For those drawn to post-war efforts in avant-garde and experimental electronic music, particularly work coming out of Utrecht and Groupe de Recherches Musicales (GRM), but who have yet to encounter Simultan, the work is likely to represent a towering revolution. It stands among the most striking efforts of 20th composition. Ranging from seductive ambiences, grinding swells of atonally and pure texture, to buried tone clusters, it does everything Kayn set forth in his ambitious project – an immersive image of what might be when sound organizes itself or is allowed to have a mind of its own.  It is an album which offers a complex metaphor for a way of being – the wonders of happening, when we relinquish ego and control.

Die Schachtel’s issue of Roland Kayn’s Simultan (2018)

It’s hard to say enough good about this one. A wonderful culmination of long standing efforts of a small handful of dedicated fans – Jim O’rourke, Ian over at Frozen Reeds, and Die Schachtel, faithfully championing Kayn’s incredible and singular work. A stunning journey in sound and work of profound and intoxicating power, Simultan, appearing before us now as though for the first time, stands among the best of all avant-garde electronic works of its era – like its composer, timeless, yet never having received its rightful due. Die Schachtel’s lovingly produced boxed edition, issued with a booklet with new liner notes exploring the composer’s work and ideas at length, takes great strides to rectifying this sin – bringing this seminal work back into print for the first time in 30 years. Essential and not to be missed.
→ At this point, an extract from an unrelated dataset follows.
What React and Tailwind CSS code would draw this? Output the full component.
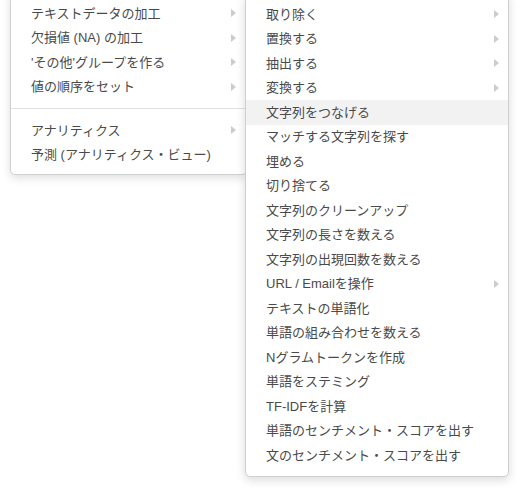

You can check it out in its entirety below, and pick it up from SoundOhm or a record store near you.

-Bradford Bailey

Post Script: As yet another a testament to his selfless temperament, shortly after the publication of this piece, Jim O’Rourke got in touch, thanking me for my words, and asking that I offer a nod of praise to Massimo Ricci, Christoph Heemann, and Roland Spekle, all of whom endlessly championed Roland Kayn’s work, helping it reach a wider audience and appreciation during the 1990’s, and equally deserve praise for these efforts. Thanks to Jim for allowing me to do so now. In his own words, he sees his efforts with regard to Kayn, as  simply taking up their torch.